The combined group would see net asset value per share rise 28%, from 33.90 US cents for Pan African alone to 43.51 US cents for the merged entity. Pan African's resource base stands at approximately 42.9 million ounces of mineral resources and 13 million ounces of ore reserves. The group is forecast to produce more than 275,000 ounces of gold in the 2026 financial year, drawing from a mix of low-cost surface operations and high-grade underground mines across South Africa, including Barberton Mines and Evander Mines, and the Tennant Creek assets in Australia.
The timing is deliberate. Gold prices have been running strong in 2026, with spot gold trading above $3,200 per ounce, driven by geopolitical uncertainty stemming from the US-Iran conflict and sustained central bank buying. Pan African has a market capitalization of approximately R80 billion (roughly $4.4 billion), and a fully owned Tennant Creek, with its exploration upside and development optionality, adds material long-term value to that base without diluting the South African core.
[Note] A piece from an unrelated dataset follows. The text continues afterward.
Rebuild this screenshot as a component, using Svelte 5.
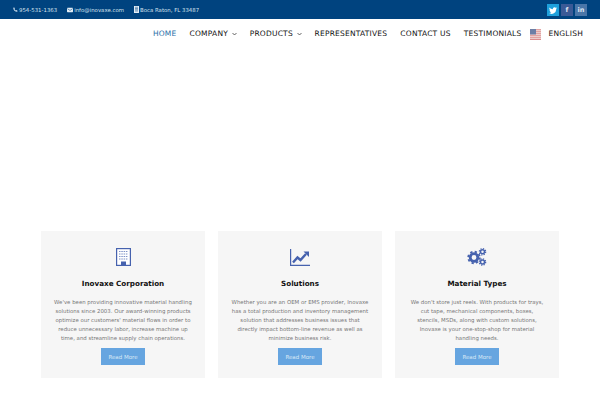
<script>
	const contacts = [
		{ icon: 'phone', text: '954-531-1363' },
		{ icon: 'mail', text: 'info@inovaxe.com' },
		{ icon: 'building', text: 'Boca Raton, FL 33487' }
	];

	const menu = [
		{ label: 'HOME', active: true },
		{ label: 'COMPANY', caret: true },
		{ label: 'PRODUCTS', caret: true },
		{ label: 'REPRESENTATIVES' },
		{ label: 'CONTACT US' },
		{ label: 'TESTIMONIALS' }
	];

	const cards = [
		{
			icon: 'office',
			title: 'Inovaxe Corporation',
			lines: [
				"We've been providing innovative material handling",
				'solutions since 2003. Our award-winning products',
				"optimize our customers' material flows in order to",
				'reduce unnecessary labor, increase machine up',
				'time, and streamline supply chain operations.'
			]
		},
		{
			icon: 'chart',
			title: 'Solutions',
			lines: [
				'Whether you are an OEM or EMS provider, Inovaxe',
				'has a total production and inventory management',
				'solution that addresses business issues that',
				'directly impact bottom-line revenue as well as',
				'minimize business risk.'
			]
		},
		{
			icon: 'gears',
			title: 'Material Types',
			lines: [
				"We don't store just reels. With products for trays,",
				'cut tape, mechanical components, boxes,',
				'stencils, MSDs, along with custom solutions,',
				'Inovaxe is your one-stop-shop for material',
				'handling needs.'
			]
		}
	];

	// teeth of a gear, as dashes round a circle
	function teeth(r) {
		const c = 2 * Math.PI * r;
		return `${c / 16} ${c / 16}`;
	}
</script>

<div class="topbar">
	<div class="contacts">
		{#each contacts as c}
			<span class="contact">
				{#if c.icon === 'phone'}
					<svg width="5" height="5" viewBox="0 0 12 12"><path d="M2.5 .8 4.6 3.6 3.4 5c.8 1.600 2 2.800 3.600 3.600L8.400 7.400 11.200 9.500 9.800 11.400C5 11.200 .8 7 .6 2.200z" fill="#cfe0ee"/></svg>
				{:else if c.icon === 'mail'}
					<svg width="6" height="6" viewBox="0 0 14 12"><rect y="1" width="14" height="10" rx="1.500" fill="#e3edf5"/><path d="M1 3l6 4 6-4" fill="none" stroke="#00437f" stroke-width="1.300"/></svg>
				{:else}
					<svg width="5" height="7" viewBox="0 0 10 14"><rect width="10" height="14" fill="#e3edf5"/><path d="M2 2.500h6M2 5h6M2 7.500h6M2 10h6" stroke="#00437f" stroke-width="1"/></svg>
				{/if}
				{c.text}
			</span>
		{/each}
	</div>
	<div class="social">
		<span class="tw">
			<svg width="8" height="7" viewBox="0 0 16 14"><path d="M16 2c-.6.3-1.200.4-1.900.5.700-.4 1.200-1 1.400-1.800-.6.400-1.300.6-2.100.8A3.300 3.300 0 0 0 7.800 4.400C5.100 4.300 2.700 3 1.100 1 .2 2.500.700 4.400 2.100 5.400c-.5 0-1-.2-1.500-.4 0 1.600 1.100 3 2.600 3.300-.5.100-1 .2-1.500.1.400 1.300 1.600 2.200 3.100 2.300A6.600 6.600 0 0 1 0 12.100 9.300 9.300 0 0 0 14.400 3.800c.6-.5 1.200-1.100 1.600-1.800z" fill="#fff"/></svg>
		</span>
		<span class="fb">f</span>
		<span class="li">in</span>
	</div>
</div>

<nav class="nav">
	{#each menu as item}
		<span class="item" class:active={item.active}>
			{item.label}
			{#if item.caret}
				<svg class="caret" width="5" height="4" viewBox="0 0 10 8"><path d="M1 2l4 4 4-4" fill="none" stroke="#333" stroke-width="1.500"/></svg>
			{/if}
		</span>
	{/each}
	<svg class="flag" width="11" height="11" viewBox="0 0 11 11">
		<rect width="11" height="11" fill="#f4e4e2"/>
		<path d="M0 .8h11M0 2.800h11M0 4.800h11M0 6.800h11M0 8.800h11M0 10.500h11" stroke="#dc8d8d" stroke-width="1.100"/>
		<rect width="6" height="5.500" fill="#6d7fa6"/>
	</svg>
	<span class="item lang">ENGLISH</span>
</nav>

<main class="cards">
	{#each cards as card}
		<section class="card">
			<div class="icon">
				{#if card.icon === 'office'}
					<svg width="15" height="18" viewBox="0 0 15 18">
						<rect x=".6" y=".6" width="13.800" height="16.800" fill="#fff" stroke="#4662ae" stroke-width="1.200"/>
						<path d="M3 3.500h9M3 6h9M3 8.500h9M3 11h9" stroke="#7f93c8" stroke-width="1.200" stroke-dasharray="1.500 .8"/>
						<rect x="5" y="13.500" width="5" height="4" fill="#4662ae"/>
					</svg>
				{:else if card.icon === 'chart'}
					<svg width="20" height="17" viewBox="0 0 20 17">
						<path d="M.6 0v16.300H20" fill="none" stroke="#4662ae" stroke-width="1.200"/>
						<path d="M3 13.500 7.500 8.500 10.500 11 16 5" fill="none" stroke="#4662ae" stroke-width="2.400"/>
						<path d="M13.500 2.500H19V8z" fill="#4662ae"/>
					</svg>
				{:else}
					<svg width="20" height="18" viewBox="0 0 20 18">
						<g fill="none" stroke="#4662ae">
							<circle cx="7" cy="9.500" r="3.800" stroke-width="2.800"/>
							<circle cx="7" cy="9.500" r="5.800" stroke-width="1.800" stroke-dasharray={teeth(5.800)}/>
							<circle cx="15.500" cy="3.800" r="2" stroke-width="1.500"/>
							<circle cx="15.500" cy="3.800" r="3.200" stroke-width="1.200" stroke-dasharray={teeth(3.200)}/>
							<circle cx="15.500" cy="14" r="2" stroke-width="1.500"/>
							<circle cx="15.500" cy="14" r="3.200" stroke-width="1.200" stroke-dasharray={teeth(3.200)}/>
						</g>
					</svg>
				{/if}
			</div>
			<h3>{card.title}</h3>
			<p>
				{#each card.lines as line}
					<span>{line}</span>
				{/each}
			</p>
			<button>Read More</button>
		</section>
	{/each}
</main>

<style>
	:global(body) {
		background: #fff;
		font-family: "DejaVu Sans", sans-serif;
	}

	.topbar {
		height: 19px;
		background: #00437f;
		display: flex;
		align-items: center;
		justify-content: space-between;
		padding: 0 13px;
		color: #d5e2ee;
		font-size: 5.400px;
		overflow: hidden;
	}

	.contacts {
		display: flex;
		gap: 10px;
	}

	.contact {
		display: flex;
		align-items: center;
		gap: 1px;
		white-space: nowrap;
	}

	.social {
		display: flex;
		gap: 2px;
		padding-top: 1px;
	}

	.social span {
		width: 12px;
		height: 12px;
		display: flex;
		align-items: center;
		justify-content: center;
		color: #dfe6f2;
		font-size: 6.500px;
		font-weight: bold;
	}

	.tw { background: #1ea0dc; }
	.fb { background: #3b5a96; }
	.li { background: #4a76a8; }

	.nav {
		height: 28px;
		display: flex;
		align-items: center;
		justify-content: flex-end;
		padding-right: 17px;
		font-size: 7.500px;
		letter-spacing: .22px;
		color: #111;
	}

	.item {
		margin-left: 13px;
		white-space: nowrap;
	}

	.active {
		color: #2a6fa8;
	}

	.caret {
		margin-left: 1px;
		vertical-align: 0;
	}

	.flag {
		margin: 2px 0 0 8px;
	}

	.lang {
		margin-left: 8px;
	}

	.cards {
		display: grid;
		grid-template-columns: repeat(3, 164px);
		gap: 13px;
		padding: 184px 41px 0;
	}

	.card {
		height: 147px;
		background: #f6f6f6;
		display: flex;
		flex-direction: column;
		align-items: center;
		padding-top: 17px;
		box-sizing: border-box;
	}

	.icon {
		height: 18px;
		display: flex;
		align-items: center;
	}

	h3 {
		margin: 12px 0 0;
		font-size: 7.200px;
		line-height: 12px;
		font-weight: bold;
		color: #111;
	}

	p {
		margin: 8px 0 0;
		font-size: 5.400px;
		line-height: 9px;
		color: #777;
		text-align: center;
	}

	p span {
		display: block;
		white-space: nowrap;
	}

	button {
		margin-top: 5px;
		width: 44px;
		height: 17px;
		padding: 0;
		border: 0;
		background: #66a5e0;
		color: #d9e8f6;
		font-family: inherit;
		font-size: 5.500px;
	}
</style>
Emmerson's non-executive chairman Mark Connelly said his board unanimously concluded the scheme is in shareholders' best interests. Emmerson shareholders gain an immediate premium to recent trading levels while retaining exposure to Tennant Creek through a larger, better-capitalized operator with a proven project development track record.
The scheme requires approval from at least 75% of votes cast by Emmerson shareholders present or by proxy at the scheme meeting. If that threshold is met, the June 19 court hearing will formally sanction the arrangement and implementation will follow.